If these were regular businesses, it would be obvious.  For example, there's a Shoppers Drug Mart and a Rexall in my neighbourhood.  If I decided to stop shopping at Shoppers and shop exclusively at Rexall, Shoppers would make less demand and profit and Rexall would see more.  If everyone made the same decision, Shoppers would cease to exist.  If Shoppers saw that everyone was shopping at Rexall, they might think "What is Rexall doing that we aren't?" and try to emulate that.

But do animal shelters work that way?  If people adopt their animals, they have room for more animals.  If people don't adopt their animals, they don't have room for more animals unless they kill some. That part is clear. 

But does adopting the animals serve as an economic incentive? If nobody adopted from the no-kill shelter, would the no-kill shelter cease to exist?  Would it be incentivized to become a kill shelter? Would anything else bad happen to it or to its animals?

Conversely, if nobody adopted from the kill shelter, would it cease to exist?  Would it be incentivized to become a no-kill shelter?  Or would it just keep on killing animals it can't fit?

It seems to me that the primary factor in whether animals end up in a kill or no-kill shelter would be which shelter people choose to surrender animals to.  It doesn't seem like adoption decisions would enter into it. What am I missing?

Friday, May 09, 2014

When and why did people start using backwards smilies?

I first learned about smilies in the early 90s, on BBSs.  I learned that a happy smiley is :) and a sad smiley is :( .

But in recent years, I've seen people doing their smilies backwards.  So if they want to make a happy smiley, instead of  :) they put (:  .You have to tilt your head to the right instead of tilting it to the left.

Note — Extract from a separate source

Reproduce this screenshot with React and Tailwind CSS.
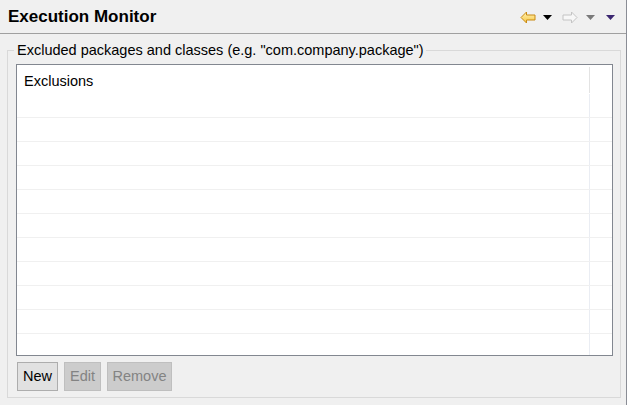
import React from "react";

const FONT = { fontFamily: '"Liberation Sans", Arial, sans-serif' };

function BackArrow() {
  return (
    <svg width="16" height="13" viewBox="0 0 16 13" className="block">
      <defs>
        <linearGradient id="ba" x1="0" y1="0" x2="0" y2="1">
          <stop offset="0" stopColor="#fff3b8" />
          <stop offset="1" stopColor="#f7c640" />
        </linearGradient>
      </defs>
      <polygon
        points="1,6.5 6.5,1 6.5,4 15,4 15,9 6.5,9 6.5,12"
        fill="url(#ba)"
        stroke="#c98a12"
        strokeWidth="1"
        strokeLinejoin="round"
      />
    </svg>
  );
}

function ForwardArrow() {
  return (
    <svg width="16" height="13" viewBox="0 0 16 13" className="block">
      <polygon
        points="15,6.5 9.5,1 9.5,4 1,4 1,9 9.5,9 9.5,12"
        fill="#f7f7f7"
        stroke="#c4c4c4"
        strokeWidth="1"
        strokeLinejoin="round"
      />
    </svg>
  );
}

function Tri({ color }) {
  return (
    <svg width="9" height="5" viewBox="0 0 9 5" className="block">
      <polygon points="0,0 9,0 4.5,5" fill={color} />
    </svg>
  );
}

function Row() {
  return (
    <div className="flex h-[24px] shrink-0 border-b border-[#f0f0f0]">
      <div className="w-[572px] shrink-0" />
      <div className="w-px shrink-0 bg-[#eaedf3]" />
      <div className="flex-1" />
    </div>
  );
}

export default function App() {
  const rows = Array.from({ length: 11 });
  return (
    <div
      className="w-[627px] h-[405px] overflow-hidden bg-[#f0f0f0] border-r border-[#8a8d95] text-black"
      style={FONT}
    >
      <div className="h-[34px] flex items-center justify-between border-b border-[#a0a0a0] pl-[8px] pr-[11px]">
        <div className="text-[17px] font-bold tracking-[0px]">Execution Monitor</div>
        <div className="flex items-center pt-[1px]">
          <BackArrow />
          <div className="ml-[7px]">
            <Tri color="#000000" />
          </div>
          <div className="ml-[10px]">
            <ForwardArrow />
          </div>
          <div className="ml-[8px]">
            <Tri color="#7a7a7a" />
          </div>
          <div className="ml-[11px]">
            <Tri color="#3b2670" />
          </div>
        </div>
      </div>

      <fieldset className="ml-[7px] mt-[6px] w-[614px] border border-[#d9d9d9] pl-[8px] pr-[7px] pt-[4px] pb-[6px]">
        <legend className="-ml-[2px] pl-[3px] pr-[2px] text-[14.5px] leading-[20px]">
          Excluded packages and classes (e.g. "com.company.package")
        </legend>
        <div className="w-[597px] h-[292px] border border-[#828790] bg-white flex flex-col overflow-hidden">
          <div className="h-[29px] shrink-0 flex">
            <div className="w-[572px] shrink-0 pl-[7px] pt-[6px] text-[14.5px] leading-[20px]">
              Exclusions
            </div>
            <div className="w-px shrink-0 mt-[2px] mb-[1px] bg-[#e3e3e3]" />
            <div className="flex-1" />
          </div>
          {rows.map((_, i) => (
            <Row key={i} />
          ))}
        </div>
        <div className="flex gap-[6px] mt-[6px] pl-[1px] text-[14.5px]">
          <button className="w-[41px] h-[29px] border border-[#adadad] bg-[#e1e1e1] text-black leading-none">
            New
          </button>
          <button className="w-[37px] h-[29px] border border-[#bfbfbf] bg-[#cccccc] text-[#838383] leading-none">
            Edit
          </button>
          <button className="w-[65px] h-[29px] border border-[#bfbfbf] bg-[#cccccc] text-[#838383] leading-none">
            Remove
          </button>
        </div>
      </fieldset>
    </div>
  );
}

Having used smilies for 20 years, I don't tilt my head any more.  I just skim and quickly process a) the fact that a smiley is present, and b) the direction of the parenthesis.  So when I see a backwards happy face like (:  my first thought is that it's a sad face, because for the vast majority of my life a smiley with a left parenthesis has been a sad face like :(

How did these backwards smilies come about?  Why do people think they're superior to regular tilt-your-head-left smilies?